Anchors away but putting issue is not sailing to sunset in golf
The divisive anchoring issue is like smacking a tee shot with a titanium driver, knowing at impact that it was doomed to sleep with the fishes, then watching its inevitable slice into watery oblivion. We know where this is headed.
As expected, the lawyers are standing by. With the news last week that the game's governing bodies have banned the anchoring of long putters to the abdomen or other body parts, the purveyors of the long sticks in the United States have banded together to consider possible legal remedies.
Some have proposed that the PGA Tour ignore the ban, which will begin in 2016, and write their own rules.
But the game has lived by a unified rule book since the Scots first whacked balls with a shepherd's crook, so that is not a change to be taken lightly.
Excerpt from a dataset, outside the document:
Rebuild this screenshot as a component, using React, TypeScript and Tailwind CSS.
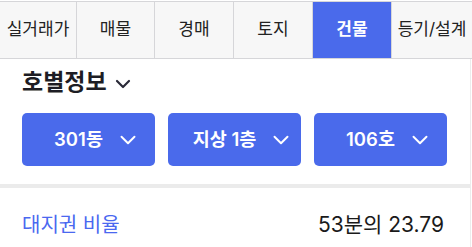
import { ChevronDown } from 'lucide-react';

const tabs = [
  { label: '실거래가', w: 'w-[77px]' },
  { label: '매물', w: 'w-[78px]' },
  { label: '경매', w: 'w-[79px]' },
  { label: '토지', w: 'w-[79px]' },
  { label: '건물', w: 'w-[79px]', active: true },
  { label: '등기/설계', w: 'flex-1' },
];

const selects = ['301동', '지상 1층', '106호'];

export default function App() {
  return (
    <div className="w-[472px] h-[247px] bg-white overflow-hidden font-['Inter','Noto_Sans_CJK_KR',sans-serif]">
      <div className="mt-px flex h-[58px] border-y border-[#d6d6d9] bg-[#f7f7f7]">
        {tabs.map((t) => (
          <div
            key={t.label}
            className={`${t.w} shrink-0 flex items-center justify-center whitespace-nowrap border-r border-[#d6d6d9] text-[17px] last:border-r-0 ${
              t.active ? 'bg-[#4a6aeb] text-white font-bold' : 'text-[#222]'
            }`}
          >
            {t.label}
          </div>
        ))}
      </div>

      <div className="w-[471px] border-r border-[#ececec]">
        <div className="px-[22px] pt-[9px]">
          <div className="flex items-center gap-[4px] h-[28px]">
            <span className="text-[23px] font-bold text-[#1d1d24]">호별정보</span>
            <ChevronDown className="w-[24px] h-[24px] text-[#2a2a38] mt-[3px]" strokeWidth={2.2} />
          </div>

          <div className="mt-[17px] flex gap-[13px]">
            {selects.map((s) => (
              <div
                key={s}
                className="w-[133px] h-[53px] rounded-[5px] bg-[#4a6aeb] flex items-center justify-center gap-[12px] pl-[18px] text-white"
              >
                <span className="text-[18.5px] font-semibold">{s}</span>
                <ChevronDown className="w-[26px] h-[26px]" strokeWidth={1.8} />
              </div>
            ))}
          </div>
        </div>

        <div className="mt-[18px] h-[4px] bg-[#ebebeb]" />

        <div className="flex items-center justify-between px-[22px] pr-[26px] h-[76px] pb-[2px]">
          <span className="text-[20px] text-[#4a68f0]">대지권 비율</span>
          <span className="text-[21px] text-[#1a1a1a]">53분의 23.79</span>
        </div>
      </div>
    </div>
  );
}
Not to mention that if the pro tours allow players to use putting techniques that have been banned elsewhere, some might be characterised, if not ostracised, as cheaters.
The PGA Tour's Player Advisory Council (Pac) met this week in Ohio, and numerous opinions were aired. There will never be a clear consensus on this issue, and the only moment of clarity was this – the topic is destined to become a long-running one.
"If you're a guy that anchors, you probably want to do it as long as you can," the Pac member Bo van Pelt told Golfweek magazine.
"And some people probably want it to be that we don't have to talk about it anymore, as soon as possible."